From the listing, collect all lines containing the word "components".

# Supplied information
>>>
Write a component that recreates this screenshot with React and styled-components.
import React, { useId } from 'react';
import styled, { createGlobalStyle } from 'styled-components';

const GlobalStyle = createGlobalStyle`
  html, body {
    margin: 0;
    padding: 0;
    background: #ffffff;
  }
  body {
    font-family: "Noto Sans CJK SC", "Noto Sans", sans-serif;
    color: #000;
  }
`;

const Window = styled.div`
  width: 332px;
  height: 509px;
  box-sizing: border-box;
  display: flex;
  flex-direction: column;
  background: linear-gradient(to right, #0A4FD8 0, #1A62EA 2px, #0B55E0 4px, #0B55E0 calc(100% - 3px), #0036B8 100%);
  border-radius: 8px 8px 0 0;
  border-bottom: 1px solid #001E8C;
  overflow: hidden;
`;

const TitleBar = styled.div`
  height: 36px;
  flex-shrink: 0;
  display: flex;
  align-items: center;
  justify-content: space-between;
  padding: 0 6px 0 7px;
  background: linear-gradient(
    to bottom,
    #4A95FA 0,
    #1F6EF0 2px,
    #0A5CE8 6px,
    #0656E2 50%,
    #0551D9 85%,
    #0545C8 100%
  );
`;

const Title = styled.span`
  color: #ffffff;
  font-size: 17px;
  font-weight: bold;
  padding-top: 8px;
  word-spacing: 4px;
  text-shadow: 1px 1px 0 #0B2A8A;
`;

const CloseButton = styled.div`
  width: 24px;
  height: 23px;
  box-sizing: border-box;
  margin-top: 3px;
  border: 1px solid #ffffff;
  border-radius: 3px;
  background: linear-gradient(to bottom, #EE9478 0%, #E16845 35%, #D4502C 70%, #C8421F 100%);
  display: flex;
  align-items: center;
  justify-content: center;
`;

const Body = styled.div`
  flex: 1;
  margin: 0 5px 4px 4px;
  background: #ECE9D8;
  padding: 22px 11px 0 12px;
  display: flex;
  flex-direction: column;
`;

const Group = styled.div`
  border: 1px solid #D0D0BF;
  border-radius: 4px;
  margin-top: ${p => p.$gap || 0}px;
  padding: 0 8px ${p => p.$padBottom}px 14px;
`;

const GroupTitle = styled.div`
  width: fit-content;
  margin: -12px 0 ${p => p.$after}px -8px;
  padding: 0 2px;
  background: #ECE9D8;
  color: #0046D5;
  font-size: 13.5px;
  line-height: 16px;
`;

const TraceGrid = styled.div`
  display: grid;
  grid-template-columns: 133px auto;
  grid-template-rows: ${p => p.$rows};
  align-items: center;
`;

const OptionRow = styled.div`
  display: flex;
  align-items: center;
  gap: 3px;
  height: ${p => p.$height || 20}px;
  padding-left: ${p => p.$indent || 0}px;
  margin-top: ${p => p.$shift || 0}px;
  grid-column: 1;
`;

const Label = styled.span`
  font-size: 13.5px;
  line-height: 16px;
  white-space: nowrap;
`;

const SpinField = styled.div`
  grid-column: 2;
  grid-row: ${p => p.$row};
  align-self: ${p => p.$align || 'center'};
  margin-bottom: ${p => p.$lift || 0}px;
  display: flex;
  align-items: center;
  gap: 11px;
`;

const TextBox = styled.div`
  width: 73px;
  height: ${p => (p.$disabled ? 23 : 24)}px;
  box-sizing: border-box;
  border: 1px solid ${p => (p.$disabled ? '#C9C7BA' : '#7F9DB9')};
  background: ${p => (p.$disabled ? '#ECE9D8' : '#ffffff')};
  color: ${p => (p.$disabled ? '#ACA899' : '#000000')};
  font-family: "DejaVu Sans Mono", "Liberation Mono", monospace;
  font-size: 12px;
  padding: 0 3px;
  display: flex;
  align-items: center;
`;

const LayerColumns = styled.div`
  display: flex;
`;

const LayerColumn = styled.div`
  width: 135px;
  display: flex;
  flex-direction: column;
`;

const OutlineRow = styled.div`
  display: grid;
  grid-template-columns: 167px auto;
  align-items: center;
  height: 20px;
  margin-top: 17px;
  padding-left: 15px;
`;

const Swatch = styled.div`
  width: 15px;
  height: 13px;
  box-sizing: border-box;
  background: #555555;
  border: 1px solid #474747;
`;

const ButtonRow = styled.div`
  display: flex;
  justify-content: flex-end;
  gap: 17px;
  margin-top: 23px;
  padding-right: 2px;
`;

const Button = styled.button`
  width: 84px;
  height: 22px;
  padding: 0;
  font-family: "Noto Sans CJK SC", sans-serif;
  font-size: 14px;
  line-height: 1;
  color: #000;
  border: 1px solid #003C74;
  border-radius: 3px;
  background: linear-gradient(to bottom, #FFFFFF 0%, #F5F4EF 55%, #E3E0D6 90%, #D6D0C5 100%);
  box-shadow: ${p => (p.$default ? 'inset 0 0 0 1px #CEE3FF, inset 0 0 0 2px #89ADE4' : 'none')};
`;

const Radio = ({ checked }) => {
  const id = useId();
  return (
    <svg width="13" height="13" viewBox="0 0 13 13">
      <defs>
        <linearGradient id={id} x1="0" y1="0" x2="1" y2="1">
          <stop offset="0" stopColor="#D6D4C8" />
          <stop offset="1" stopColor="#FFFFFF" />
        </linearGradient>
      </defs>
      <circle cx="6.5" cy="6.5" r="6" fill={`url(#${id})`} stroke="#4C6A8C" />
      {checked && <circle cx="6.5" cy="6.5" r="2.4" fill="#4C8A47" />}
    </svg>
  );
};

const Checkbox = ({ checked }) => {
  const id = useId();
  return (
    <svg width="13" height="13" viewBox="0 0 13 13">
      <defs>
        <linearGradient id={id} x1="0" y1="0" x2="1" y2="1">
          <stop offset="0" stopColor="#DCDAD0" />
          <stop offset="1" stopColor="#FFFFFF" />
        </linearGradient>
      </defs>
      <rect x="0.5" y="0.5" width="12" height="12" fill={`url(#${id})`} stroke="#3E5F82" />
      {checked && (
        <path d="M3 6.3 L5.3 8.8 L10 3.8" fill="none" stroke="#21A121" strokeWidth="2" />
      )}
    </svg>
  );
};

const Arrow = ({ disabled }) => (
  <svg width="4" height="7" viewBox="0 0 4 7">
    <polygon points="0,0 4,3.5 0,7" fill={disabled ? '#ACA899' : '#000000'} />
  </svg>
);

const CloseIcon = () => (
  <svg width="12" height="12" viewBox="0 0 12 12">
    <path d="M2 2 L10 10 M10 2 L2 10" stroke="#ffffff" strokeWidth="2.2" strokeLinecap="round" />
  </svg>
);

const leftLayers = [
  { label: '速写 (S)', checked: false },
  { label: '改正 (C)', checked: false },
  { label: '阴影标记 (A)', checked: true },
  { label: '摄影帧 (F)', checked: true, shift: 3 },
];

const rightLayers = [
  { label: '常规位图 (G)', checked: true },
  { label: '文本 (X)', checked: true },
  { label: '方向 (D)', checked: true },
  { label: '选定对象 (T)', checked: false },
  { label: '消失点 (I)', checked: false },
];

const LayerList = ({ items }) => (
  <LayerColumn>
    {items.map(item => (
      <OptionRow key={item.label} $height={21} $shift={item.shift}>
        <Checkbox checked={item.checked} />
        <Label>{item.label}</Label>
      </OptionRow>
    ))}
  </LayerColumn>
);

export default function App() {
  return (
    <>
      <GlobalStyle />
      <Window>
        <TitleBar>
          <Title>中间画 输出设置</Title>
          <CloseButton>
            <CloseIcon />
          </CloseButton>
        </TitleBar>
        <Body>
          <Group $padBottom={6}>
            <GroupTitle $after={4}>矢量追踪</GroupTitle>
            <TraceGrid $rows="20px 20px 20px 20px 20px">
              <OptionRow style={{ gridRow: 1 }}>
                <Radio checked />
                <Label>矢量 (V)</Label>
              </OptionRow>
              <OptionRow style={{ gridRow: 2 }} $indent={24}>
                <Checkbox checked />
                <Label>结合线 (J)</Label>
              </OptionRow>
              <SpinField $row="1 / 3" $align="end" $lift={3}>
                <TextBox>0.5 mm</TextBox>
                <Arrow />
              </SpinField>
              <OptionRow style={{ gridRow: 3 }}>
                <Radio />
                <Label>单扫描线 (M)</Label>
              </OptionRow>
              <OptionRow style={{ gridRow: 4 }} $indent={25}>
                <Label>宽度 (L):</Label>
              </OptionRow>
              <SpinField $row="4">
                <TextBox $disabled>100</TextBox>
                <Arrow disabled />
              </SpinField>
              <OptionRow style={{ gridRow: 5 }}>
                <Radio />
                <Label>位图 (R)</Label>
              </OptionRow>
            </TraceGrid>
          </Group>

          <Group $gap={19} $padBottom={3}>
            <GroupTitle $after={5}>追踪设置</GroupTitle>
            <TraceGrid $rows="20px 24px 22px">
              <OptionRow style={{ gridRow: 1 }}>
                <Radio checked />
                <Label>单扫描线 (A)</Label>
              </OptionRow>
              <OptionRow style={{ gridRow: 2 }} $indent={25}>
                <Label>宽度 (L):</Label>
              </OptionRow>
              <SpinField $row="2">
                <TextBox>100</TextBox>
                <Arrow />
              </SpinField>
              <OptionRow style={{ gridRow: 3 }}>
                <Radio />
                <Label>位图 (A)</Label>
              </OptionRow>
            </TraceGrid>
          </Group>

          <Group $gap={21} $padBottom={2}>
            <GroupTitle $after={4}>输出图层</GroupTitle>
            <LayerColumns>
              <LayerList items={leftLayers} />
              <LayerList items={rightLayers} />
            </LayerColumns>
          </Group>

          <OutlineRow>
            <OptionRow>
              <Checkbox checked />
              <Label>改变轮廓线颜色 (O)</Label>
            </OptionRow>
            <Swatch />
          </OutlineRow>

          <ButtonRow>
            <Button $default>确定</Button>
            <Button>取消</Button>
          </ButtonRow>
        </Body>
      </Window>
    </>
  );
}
<<<
# Written solution
Write a component that recreates this screenshot with React and styled-components.
import styled, { createGlobalStyle } from 'styled-components';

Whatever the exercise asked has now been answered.